Banka ya da kredi kurumlarının araç olarak kullanıldığından söz edilebilmesi için, dolandırıcılık fiili gerçekleştirilirken bankaların olağan faaliyetlerinden ya da bu faaliyeti yürüten sujelerden hileli araçlar kullanılarak yararlanılması veya banka ve kredi kurumlarının olağan faaliyetleri nedeniyle üretmiş oldukları maddi varlıkların suçta araç olarak kullanılarak haksız çıkarın elde edilmesi gerekir. Bankaların, ödeme aracı olarak kullanılması halinde bu fıkra uygulanamayacaktır.
Sanığın atılı suçu işlerken bilişim sisteminin araç olarak kullanması karşısında; sanığın fiilinin TCK’nın 158/1-g maddesini ihlal ettiği, bankanın ödeme aracı olduğu gözardı edilerek ve sanık hakkında 158/1-son maddesinin de uygulanarak sanık hakkında fazla ceza tayinine hükmedildiğine dair tebliğnamedeki görüşe iştirak edilmemiştir.

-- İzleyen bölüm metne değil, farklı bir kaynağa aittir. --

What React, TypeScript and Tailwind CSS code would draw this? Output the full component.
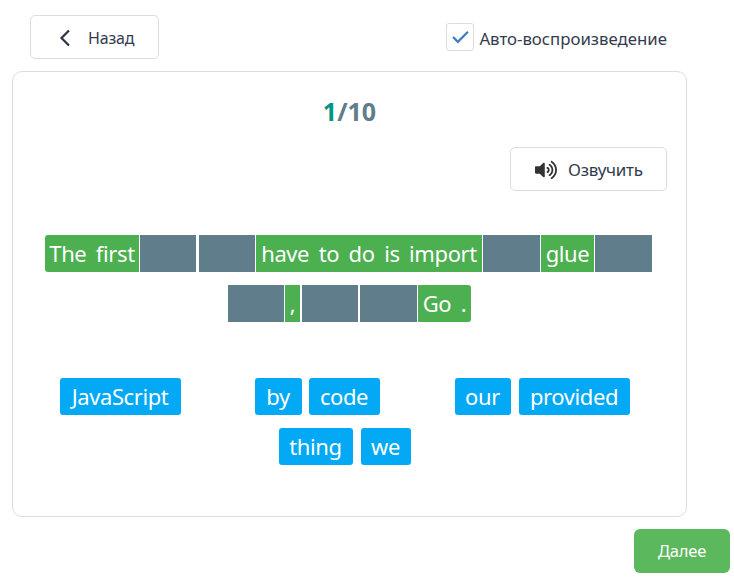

Sanık C.. D..’in suç tarihinden bir gün önce 14/02/2008 tarihinde C..A.. ismiyle www.sahibinden.com sitesine kaydolduğu ve Nokia marka 6300 marka nolu telefonu satılık olarak ilan edildiği, irtibat numarası olarak bildirdiği numarayı arayan katılanın telefona müşteri olduğu ve telefonun 180 TL’ye satımı hususunda anlaştıkları, sanığın bu parayı daha önceden oluşturduğu Burdur İş Bankası Şubesi nezdindeki hesabına göndermesine istemesi üzerine katılanın kendisine ait hesaptan internet üzerinden 15/02/2008 tarihde EFT yaptıktan sonra sanığı aynı gün arayarak bilgilendirdiği, sanığın yaptıkları görüşmede telefonu kargoya verdiğini beyan etmesine rağmen telefonun gönderilmediği, katılanın gönderilen parayı hesaptan çeken sanığa, daha sonra telefonla ulaşamadığı somut olayda;
Sanığın paranın yatırıldığı hesap numarasını arkadaşı olan C.. P..’ya verdiğine yönelik savunması, ilan edilen ve müştekinin görüştüğü telefonun sahibi olan tanık Z.. K..’ın suçta kullanılan telefon hattını kendisinin alarak C..P..’ya verdiğine yönelik beyanı dikkate alındığında, dinlenmesinden vazgeçilen C..P..’nun dinlenerek, sanığın savunması da dikkate alınarak suçu işleyip işlemediğinin ya da suça iştirakinin olup olmadığının tespiti, sanığın adına kayıtlı hesaba suç tarihine yakın zamanlarda farklı illerden benzer meblağlar gönderilmesi karşısında, bu hususun ve gönderen şahısları tanıyıp tanımadığı sanıktan sorulup, gerektiğinde gönderen şahısların açık kimlik ve adres bilgileri belirlenip, olaya ilişkin beyanlarının alınmasından sonra, sonucuna göre bir karar verilmesi gerekirken yazılı şekilde eksik inceleme ile hüküm kurulması
Bozmayı gerektirmiş, sanığın temyiz itirazları bu itibarla yerinde görülmüş olduğundan hükmün bu sebepten dolayı 5320 sayılı Kanun’un 8/1. maddesi gereğince uygulanması gereken 1412 sayılı CMUK’nın 321. maddesi uyarınca BOZULMASINA, 19.06.2014 tarihinde oybirliğiyle karar verildi.